[BEGIN RAW DATA]

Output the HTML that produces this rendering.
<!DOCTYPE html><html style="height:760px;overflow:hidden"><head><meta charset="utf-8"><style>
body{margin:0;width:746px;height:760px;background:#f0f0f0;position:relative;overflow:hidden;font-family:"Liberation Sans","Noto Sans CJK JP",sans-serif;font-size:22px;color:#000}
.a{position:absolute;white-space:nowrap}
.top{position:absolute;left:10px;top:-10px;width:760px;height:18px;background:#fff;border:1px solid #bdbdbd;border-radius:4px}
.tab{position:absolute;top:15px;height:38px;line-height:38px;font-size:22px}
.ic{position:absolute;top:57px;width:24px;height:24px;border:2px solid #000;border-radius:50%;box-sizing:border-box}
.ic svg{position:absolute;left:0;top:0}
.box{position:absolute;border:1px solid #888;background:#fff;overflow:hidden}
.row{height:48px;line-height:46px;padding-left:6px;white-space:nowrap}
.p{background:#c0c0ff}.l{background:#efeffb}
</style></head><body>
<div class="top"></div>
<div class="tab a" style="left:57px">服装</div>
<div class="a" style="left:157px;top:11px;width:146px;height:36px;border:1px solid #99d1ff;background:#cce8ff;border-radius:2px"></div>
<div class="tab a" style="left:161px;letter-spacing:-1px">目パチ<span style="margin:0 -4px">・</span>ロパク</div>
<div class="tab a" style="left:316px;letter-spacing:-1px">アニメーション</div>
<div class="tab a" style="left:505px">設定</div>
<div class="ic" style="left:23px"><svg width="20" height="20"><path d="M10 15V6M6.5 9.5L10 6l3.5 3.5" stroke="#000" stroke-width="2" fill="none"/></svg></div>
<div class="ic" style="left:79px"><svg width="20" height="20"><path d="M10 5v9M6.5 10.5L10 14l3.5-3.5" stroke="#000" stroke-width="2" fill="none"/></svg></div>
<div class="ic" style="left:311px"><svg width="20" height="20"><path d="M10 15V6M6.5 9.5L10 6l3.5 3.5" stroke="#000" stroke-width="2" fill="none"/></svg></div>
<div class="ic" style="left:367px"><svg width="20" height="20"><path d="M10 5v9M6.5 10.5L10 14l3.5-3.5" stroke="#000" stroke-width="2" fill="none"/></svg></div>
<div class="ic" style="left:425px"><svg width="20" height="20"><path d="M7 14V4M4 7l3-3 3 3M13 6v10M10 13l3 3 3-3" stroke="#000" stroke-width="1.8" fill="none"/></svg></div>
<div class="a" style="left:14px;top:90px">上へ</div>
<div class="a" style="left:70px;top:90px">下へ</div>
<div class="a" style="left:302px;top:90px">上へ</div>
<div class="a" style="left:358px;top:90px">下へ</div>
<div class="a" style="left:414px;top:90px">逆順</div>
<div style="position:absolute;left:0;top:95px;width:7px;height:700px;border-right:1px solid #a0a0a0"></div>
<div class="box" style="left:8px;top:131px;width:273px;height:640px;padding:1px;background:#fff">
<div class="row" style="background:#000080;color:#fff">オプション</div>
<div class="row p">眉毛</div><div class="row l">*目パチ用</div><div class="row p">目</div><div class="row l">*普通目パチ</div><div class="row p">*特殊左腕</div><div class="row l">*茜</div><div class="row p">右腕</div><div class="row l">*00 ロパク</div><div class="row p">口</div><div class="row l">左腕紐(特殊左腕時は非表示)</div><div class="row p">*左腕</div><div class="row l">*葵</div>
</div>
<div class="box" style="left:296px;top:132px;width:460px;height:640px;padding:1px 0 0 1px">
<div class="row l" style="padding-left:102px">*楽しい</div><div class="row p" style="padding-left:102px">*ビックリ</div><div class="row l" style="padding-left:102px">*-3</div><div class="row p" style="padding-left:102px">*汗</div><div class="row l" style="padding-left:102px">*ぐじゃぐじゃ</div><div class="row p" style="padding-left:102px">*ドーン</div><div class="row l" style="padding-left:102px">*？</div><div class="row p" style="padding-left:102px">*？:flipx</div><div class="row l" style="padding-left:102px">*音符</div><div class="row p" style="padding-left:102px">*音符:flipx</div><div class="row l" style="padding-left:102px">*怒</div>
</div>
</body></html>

[END RAW DATA]

_AIM OF THE EXERCISE:_ Copy the material above back out, exactly as written.

_ANSWER TO THIS TASK:_
Output the HTML that produces this rendering.
<!DOCTYPE html><html style="height:760px;overflow:hidden"><head><meta charset="utf-8"><style>
body{margin:0;width:746px;height:760px;background:#f0f0f0;position:relative;overflow:hidden;font-family:"Liberation Sans","Noto Sans CJK JP",sans-serif;font-size:22px;color:#000}
.a{position:absolute;white-space:nowrap}
.top{position:absolute;left:10px;top:-10px;width:760px;height:18px;background:#fff;border:1px solid #bdbdbd;border-radius:4px}
.tab{position:absolute;top:15px;height:38px;line-height:38px;font-size:22px}
.ic{position:absolute;top:57px;width:24px;height:24px;border:2px solid #000;border-radius:50%;box-sizing:border-box}
.ic svg{position:absolute;left:0;top:0}
.box{position:absolute;border:1px solid #888;background:#fff;overflow:hidden}
.row{height:48px;line-height:46px;padding-left:6px;white-space:nowrap}
.p{background:#c0c0ff}.l{background:#efeffb}
</style></head><body>
<div class="top"></div>
<div class="tab a" style="left:57px">服装</div>
<div class="a" style="left:157px;top:11px;width:146px;height:36px;border:1px solid #99d1ff;background:#cce8ff;border-radius:2px"></div>
<div class="tab a" style="left:161px;letter-spacing:-1px">目パチ<span style="margin:0 -4px">・</span>ロパク</div>
<div class="tab a" style="left:316px;letter-spacing:-1px">アニメーション</div>
<div class="tab a" style="left:505px">設定</div>
<div class="ic" style="left:23px"><svg width="20" height="20"><path d="M10 15V6M6.5 9.5L10 6l3.5 3.5" stroke="#000" stroke-width="2" fill="none"/></svg></div>
<div class="ic" style="left:79px"><svg width="20" height="20"><path d="M10 5v9M6.5 10.5L10 14l3.5-3.5" stroke="#000" stroke-width="2" fill="none"/></svg></div>
<div class="ic" style="left:311px"><svg width="20" height="20"><path d="M10 15V6M6.5 9.5L10 6l3.5 3.5" stroke="#000" stroke-width="2" fill="none"/></svg></div>
<div class="ic" style="left:367px"><svg width="20" height="20"><path d="M10 5v9M6.5 10.5L10 14l3.5-3.5" stroke="#000" stroke-width="2" fill="none"/></svg></div>
<div class="ic" style="left:425px"><svg width="20" height="20"><path d="M7 14V4M4 7l3-3 3 3M13 6v10M10 13l3 3 3-3" stroke="#000" stroke-width="1.8" fill="none"/></svg></div>
<div class="a" style="left:14px;top:90px">上へ</div>
<div class="a" style="left:70px;top:90px">下へ</div>
<div class="a" style="left:302px;top:90px">上へ</div>
<div class="a" style="left:358px;top:90px">下へ</div>
<div class="a" style="left:414px;top:90px">逆順</div>
<div style="position:absolute;left:0;top:95px;width:7px;height:700px;border-right:1px solid #a0a0a0"></div>
<div class="box" style="left:8px;top:131px;width:273px;height:640px;padding:1px;background:#fff">
<div class="row" style="background:#000080;color:#fff">オプション</div>
<div class="row p">眉毛</div><div class="row l">*目パチ用</div><div class="row p">目</div><div class="row l">*普通目パチ</div><div class="row p">*特殊左腕</div><div class="row l">*茜</div><div class="row p">右腕</div><div class="row l">*00 ロパク</div><div class="row p">口</div><div class="row l">左腕紐(特殊左腕時は非表示)</div><div class="row p">*左腕</div><div class="row l">*葵</div>
</div>
<div class="box" style="left:296px;top:132px;width:460px;height:640px;padding:1px 0 0 1px">
<div class="row l" style="padding-left:102px">*楽しい</div><div class="row p" style="padding-left:102px">*ビックリ</div><div class="row l" style="padding-left:102px">*-3</div><div class="row p" style="padding-left:102px">*汗</div><div class="row l" style="padding-left:102px">*ぐじゃぐじゃ</div><div class="row p" style="padding-left:102px">*ドーン</div><div class="row l" style="padding-left:102px">*？</div><div class="row p" style="padding-left:102px">*？:flipx</div><div class="row l" style="padding-left:102px">*音符</div><div class="row p" style="padding-left:102px">*音符:flipx</div><div class="row l" style="padding-left:102px">*怒</div>
</div>
</body></html>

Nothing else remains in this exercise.